Fearless with dogs she soon began wrestling with our German Shepherds and worked her way up to second in the pack. Dingoes display rank in a way that would send a bunyip for cover. Hackles up, neck arched, tale high, they stand rigid and emit the most dreadful warning threats with lips curled well above the teeth. Often, they stand on hind legs and grasp each other with the front legs or one may put the paws on the others back and stiff-leggedly rant and rave. When faced with a strange situation both dingoes go into a stance of lowering hindquarters, tail down or tucked, front feet moving and head up but forward. They make sneezing and/or coughing sounds while tossing their head. I often wonder if the sneeze provides extra moisture to the nostrils for better scenting ability.

Mingga prefers to do her poos in one spot – under the bedroom window. Cooma favours the back lawn. Mingga has not barked but Cooma has barked almost like a domestic dog on two or three occasions. Once when the pony was enticing her to play and another time when the Shepherds were swimming and she was restrained on the leash. Both times were induced by play frustration. Both can yodel, howl, yip and yelp. Cooma is far more vocal than Mingga.

They are not alike at all. My sister on a visit from England referred to them as Dainty Di and Fergie. It fitted nicely.

Our house is fortified. All fences and gates are topped with wire at a 90o angle and the bases are guarded by concrete or steel grids. We concreted around the roots of a large Magnolia tree where the dingoes decided to build a den.

Anything new in the environment has to be investigated – with their teeth. New curtains are sprayed with Aeroguard, so are hose fittings and new furniture. Dencorub is also very handy. Dingoes love wiring like Italians like pasta. The outdoor phones are guarded by mouse traps. Mingga loves carpet and has dug a hole in the bedroom carpet. The curtains in the dingo room have canine alterations to them, so they can see out better. All our Christmas gifts were opened and at Easter all that was found was silver foil. Both enjoy the odd cuppa. Cooma particularly enjoys a night-cap. Recently Graham made himself an evening cuppa, drank it and headed for the shower.

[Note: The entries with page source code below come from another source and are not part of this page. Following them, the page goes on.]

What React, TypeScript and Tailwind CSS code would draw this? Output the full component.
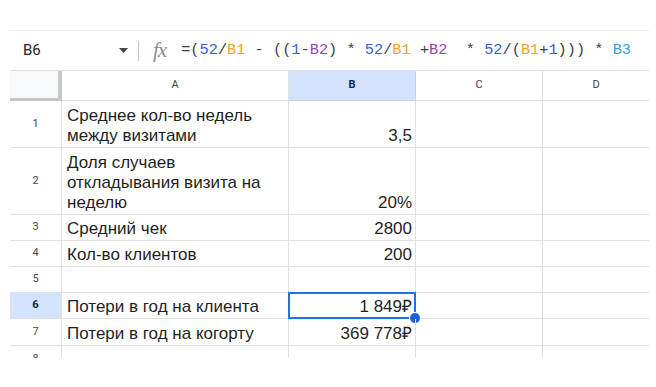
import React from "react";

type Row = {
  n: number;
  h: string;
  a?: React.ReactNode;
  b?: string;
  selected?: boolean;
};

const rows: Row[] = [
  { n: 1, h: "h-[47px]", a: <>Среднее кол-во недель<br />между визитами</>, b: "3,5" },
  { n: 2, h: "h-[67px]", a: <>Доля случаев<br />откладывания визита на<br />неделю</>, b: "20%" },
  { n: 3, h: "h-[26px]", a: "Средний чек", b: "2800" },
  { n: 4, h: "h-[26px]", a: "Кол-во клиентов", b: "200" },
  { n: 5, h: "h-[26px]" },
  { n: 6, h: "h-[26px]", a: "Потери в год на клиента", b: "1 849₽", selected: true },
  { n: 7, h: "h-[27px]", a: "Потери в год на когорту", b: "369 778₽" },
  { n: 8, h: "h-[27px]" },
];

const num = "text-[#2f5fdc]";
const ref1 = "text-[#f3a12b]";
const ref2 = "text-[#9a44b0]";
const ref3 = "text-[#2ea6d8]";

const Formula = () => (
  <span className="text-[#3c4043]">
    =(<span className={num}>52</span>/<span className={ref1}>B1</span> - ((
    <span className={num}>1</span>-<span className={ref2}>B2</span>) *{" "}
    <span className={num}>52</span>/<span className={ref1}>B1</span> +
    <span className={ref2}>B2</span>{"  "}*{" "}
    <span className={num}>52</span>/(<span className={ref1}>B1</span>+
    <span className={num}>1</span>))) * <span className={ref3}>B3</span>
  </span>
);

const App: React.FC = () => {
  return (
    <div className="w-[656px] h-[387px] bg-white overflow-hidden pt-[30px] pl-[10px]">
      <div className="w-[639px]">
        {/* formula bar */}
        <div className="h-[41px] flex items-center border-t border-b border-[#eceef0] border-b-[#e1e3e1]">
          <div className="w-[128px] flex items-center pl-[13px] pr-[10px] justify-between">
            <span className="text-[15px] text-[#1f1f1f]" style={{ fontFamily: "Roboto, sans-serif" }}>
              B6
            </span>
            <svg width="9" height="5" viewBox="0 0 9 5">
              <path d="M0 0 L9 0 L4.5 5 Z" fill="#444746" />
            </svg>
          </div>
          <div className="w-px h-[20px] bg-[#c7c7c7]" />
          <span
            className="ml-[14px] text-[21px] italic text-[#8d8d8d] tracking-[-1px]"
            style={{ fontFamily: "'Liberation Serif', serif" }}
          >
            fx
          </span>
          <span
            className="ml-[15px] text-[15.3px] whitespace-pre"
            style={{ fontFamily: "'Liberation Mono', monospace" }}
          >
            <Formula />
          </span>
        </div>

        {/* grid */}
        <div className="h-[287px] overflow-hidden" style={{ fontFamily: "'Liberation Sans', Arial, sans-serif" }}>
          <div className="flex h-[30px] text-[11px] text-[#444746]" style={{ fontFamily: "Roboto, sans-serif" }}>
            <div className="w-[52px] bg-[#f8f9fa] border-r-4 border-b-[3px] border-[#c4c7c5]" />
            <div className="w-[227px] flex items-center justify-center border-r border-b border-[#e1e1e1]">A</div>
            <div className="w-[127px] flex items-center justify-center bg-[#d3e3fd] font-bold text-[#0b1f4a] border-r border-b border-[#c3d3ee]">
              B
            </div>
            <div className="w-[127px] flex items-center justify-center border-r border-b border-[#e1e1e1]">C</div>
            <div className="w-[106px] flex items-center justify-center border-b border-[#e1e1e1]">D</div>
          </div>

          {rows.map((r) => (
            <div key={r.n} className={`flex ${r.h}`}>
              <div
                className={`w-[52px] flex items-center justify-center text-[11px] border-r border-b border-[#e1e1e1] ${
                  r.selected ? "bg-[#d3e3fd] font-bold text-[#0b1f4a]" : "text-[#444746]"
                }`}
                style={{ fontFamily: "Roboto, sans-serif" }}
              >
                {r.n}
              </div>
              <div className="w-[227px] flex items-end pl-[5px] pb-[1px] text-[17px] leading-[20px] text-[#1f1f1f] border-r border-b border-[#e1e1e1]">
                <div>{r.a}</div>
              </div>
              <div className="w-[127px] relative flex items-end justify-end pr-[3px] pb-[1px] text-[17px] leading-[20px] text-[#1f1f1f] border-r border-b border-[#e1e1e1]">
                {r.b}
                {r.selected && (
                  <div className="absolute -top-px -left-px -right-px -bottom-px border-2 border-[#1a73e8]">
                    <div className="absolute -right-[7px] -bottom-[7px] w-[12px] h-[12px] rounded-full bg-[#1b5fd4] border border-white" />
                  </div>
                )}
              </div>
              <div className="w-[127px] border-r border-b border-[#e1e1e1]" />
              <div className="w-[106px] border-b border-[#e1e1e1]" />
            </div>
          ))}
        </div>
      </div>
    </div>
  );
};

export default App;
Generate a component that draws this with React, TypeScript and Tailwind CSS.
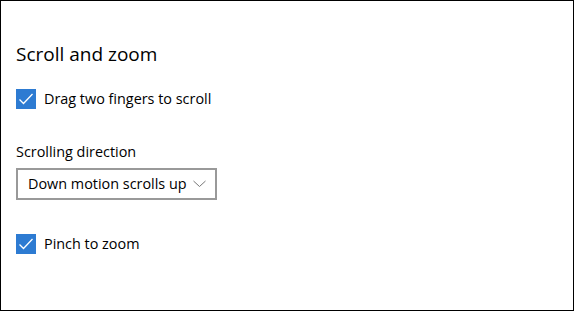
import React from "react";

const Check: React.FC<{ label: string }> = ({ label }) => (
	<div className="flex items-center h-5">
		<div className="w-5 h-5 bg-[#2d7bd2] flex items-center justify-center shrink-0">
			<svg width="20" height="20" viewBox="0 0 20 20" fill="none">
				<path d="M3.5 10.5 L7.5 14.5 L16.5 5" stroke="#fff" strokeWidth="1.3" />
			</svg>
		</div>
		<span className="ml-2 text-[14.4px] leading-5 text-black whitespace-nowrap">
			{label}
		</span>
	</div>
);

export default function App() {
	return (
		<div
			className="w-[574px] h-[311px] border border-black bg-white pl-[15px] flex flex-col"
			style={{ fontFamily: '"Open Sans", "Noto Sans", sans-serif' }}>
			<h2 className="mt-[39px] text-[19px] leading-7 text-black">
				Scroll and zoom
			</h2>
			<div className="mt-[21px]">
				<Check label="Drag two fingers to scroll" />
			</div>
			<div className="mt-[33px] text-[14.4px] leading-5 text-black whitespace-nowrap">
				Scrolling direction
			</div>
			<div className="mt-[6px] w-[201px] h-[32px] border-2 border-[#999] flex items-center pl-[10px] pr-[9px] justify-between">
				<span className="text-[14.4px] leading-5 text-black whitespace-nowrap">
					Down motion scrolls up
				</span>
				<svg width="13" height="8" viewBox="0 0 13 8" fill="none">
					<path d="M0.5 1 L6.5 6.5 L12.5 1" stroke="#777" strokeWidth="1" />
				</svg>
			</div>
			<div className="mt-[34px]">
				<Check label="Pinch to zoom" />
			</div>
		</div>
	);
}
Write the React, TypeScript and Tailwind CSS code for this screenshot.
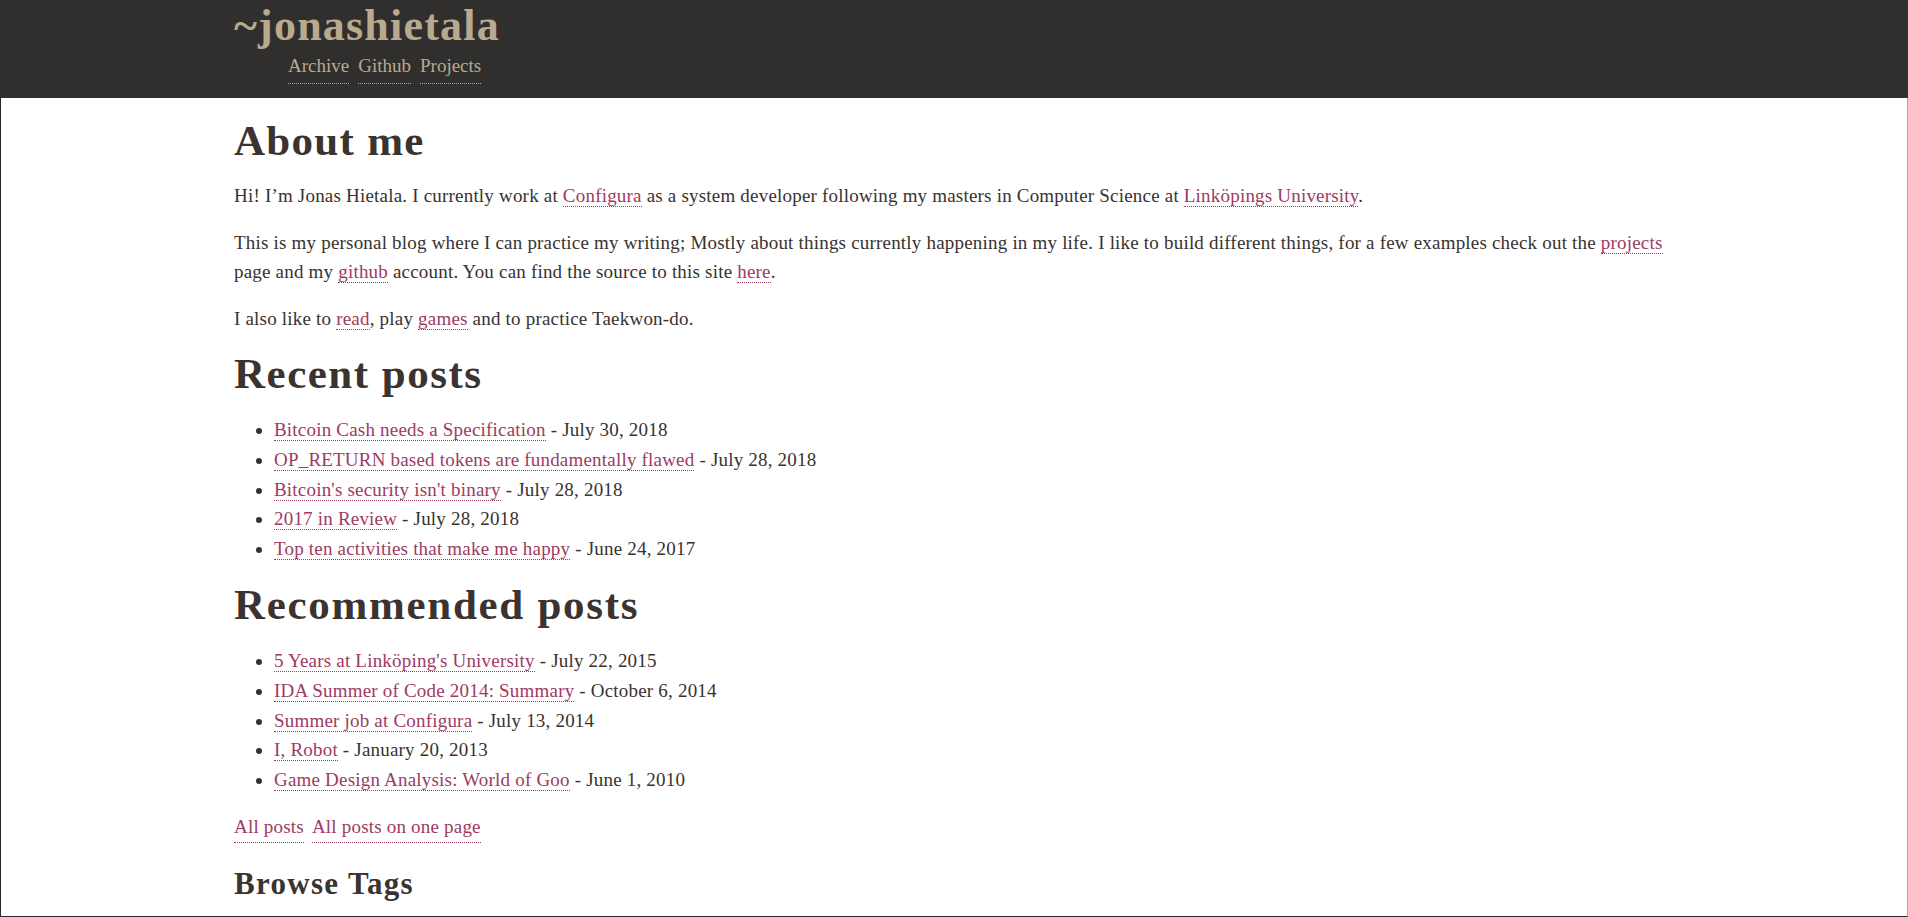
const recentPosts = [
  { title: "Bitcoin Cash needs a Specification", date: "July 30, 2018" },
  { title: "OP_RETURN based tokens are fundamentally flawed", date: "July 28, 2018" },
  { title: "Bitcoin's security isn't binary", date: "July 28, 2018" },
  { title: "2017 in Review", date: "July 28, 2018" },
  { title: "Top ten activities that make me happy", date: "June 24, 2017" },
];

const recommendedPosts = [
  { title: "5 Years at Linköping's University", date: "July 22, 2015" },
  { title: "IDA Summer of Code 2014: Summary", date: "October 6, 2014" },
  { title: "Summer job at Configura", date: "July 13, 2014" },
  { title: "I, Robot", date: "January 20, 2013" },
  { title: "Game Design Analysis: World of Goo", date: "June 1, 2010" },
];

const Link = ({ children }: { children: React.ReactNode }) => (
  <a href="#" className="text-[#9e3a62] border-b border-dotted border-[#9e3a62]">
    {children}
  </a>
);

const PostList = ({ posts }: { posts: { title: string; date: string }[] }) => (
  <ul className="mt-[16.5px] list-disc pl-10 marker:text-[#38322f]">
    {posts.map((p) => (
      <li key={p.title}>
        <Link>{p.title}</Link> - {p.date}
      </li>
    ))}
  </ul>
);

export default function App() {
  return (
    <div className="h-screen overflow-hidden flex flex-col bg-white font-['Liberation_Serif',serif] text-[19px] tracking-[0.2px] leading-[29.7px] text-[#38322f]">
      <header className="h-[98px] shrink-0 bg-[#312f2d]">
        <div className="mx-auto max-w-[1440px] pt-[2px]">
          <h1 className="text-[44px] leading-[48px] font-bold tracking-[1.2px] text-[#b8aa8e]">
            <a href="#">~jonashietala</a>
          </h1>
          <nav className="mt-[4px] pl-[54px] flex gap-[9px] text-[19px] tracking-normal leading-[24px] text-[#b8aa8e]">
            {["Archive", "Github", "Projects"].map((l) => (
              <a key={l} href="#" className="pb-[5px] border-b border-dotted border-[#b8aa8e]">
                {l}
              </a>
            ))}
          </nav>
        </div>
      </header>

      <main className="flex-1 overflow-hidden border-l border-r border-b border-l-[#2a2826] border-r-[#a8a8a8] border-b-[#2a2826]">
        <div className="mx-auto max-w-[1440px] pt-[18px]">
          <h1 className="text-[43px] leading-[50px] font-bold tracking-[1.3px] text-[#3a3330]">About me</h1>
          <p className="mt-[15px]">
            Hi! I’m Jonas Hietala. I currently work at <Link>Configura</Link> as a system developer
            following my masters in Computer Science at <Link>Linköpings University</Link>.
          </p>
          <p className="mt-[17px]">
            This is my personal blog where I can practice my writing; Mostly about things currently
            happening in my life. I like to build different things, for a few examples check out
            the <Link>projects</Link> page and my <Link>github</Link> account. You can find the
            source to this site <Link>here</Link>.
          </p>
          <p className="mt-[17px]">
            I also like to <Link>read</Link>, play <Link>games</Link> and to practice Taekwon-do.
          </p>

          <h1 className="mt-[15px] text-[43px] leading-[50px] font-bold tracking-[1.5px] text-[#3a3330]">
            Recent posts
          </h1>
          <PostList posts={recentPosts} />

          <h1 className="mt-[16px] text-[43px] leading-[50px] font-bold tracking-[1.7px] text-[#3a3330]">
            Recommended posts
          </h1>
          <PostList posts={recommendedPosts} />

          <p className="mt-[17px] flex gap-[8px]">
            <Link>All posts</Link>
            <Link>All posts on one page</Link>
          </p>

          <h2 className="mt-[25px] text-[31px] leading-[32px] font-bold tracking-[1.3px] text-[#3a3330]">
            Browse Tags
          </h2>
        </div>
      </main>
    </div>
  );
}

Cooma, decidedly put out by the fact Graham had not made a cup for her proceeded to open the cupboard, take out two tea bags from the packet and place them on the floor. Needless to say, she got her cuppa.
Mingga (Photo provided by Christine (Johnson) Anderson)
As required by law, both Mingga and Cooma are desexed. Mingga’s desexing was an historical event. Dr Graeme Wills placed her ovaries in a saline solution and they were rushed to Sydney University then onto a hospital for freezing then back to the University. Hopefully at some future time it will be possible to created ‘test tube’ dingoes. Placing the embryo into a bitch of any breed and ‘bingo-a-dingo’

Both Graham and I love our pets. Although very independent and unreliable off lead, they are intelligent, loving and very endearing. They own you totally and look to you if they are afraid or ill.  They are lithe, move fluidly and when their golden eyes meet yours you feel a strange, almost mystical power of theirs. You understand an almost spiritual bond between you. It makes you feel very special that a wild spirit loves and trusts you. Dingoes need very special homes. They can be very expensive due to their destructive ways and fencing needs. They are demanding and time consuming but for anyone who has been mesmerised by a dingo and loves it, they will be rewarded for their efforts. I hope while the dingo becomes more accepted as a true blue they are forever protected from exploitation or becoming fashionable pets.

I hope in remote areas future generations of Australians will hear the dingo howling or catch a glimpse of their graceful form, flitting like a spirit through the bush.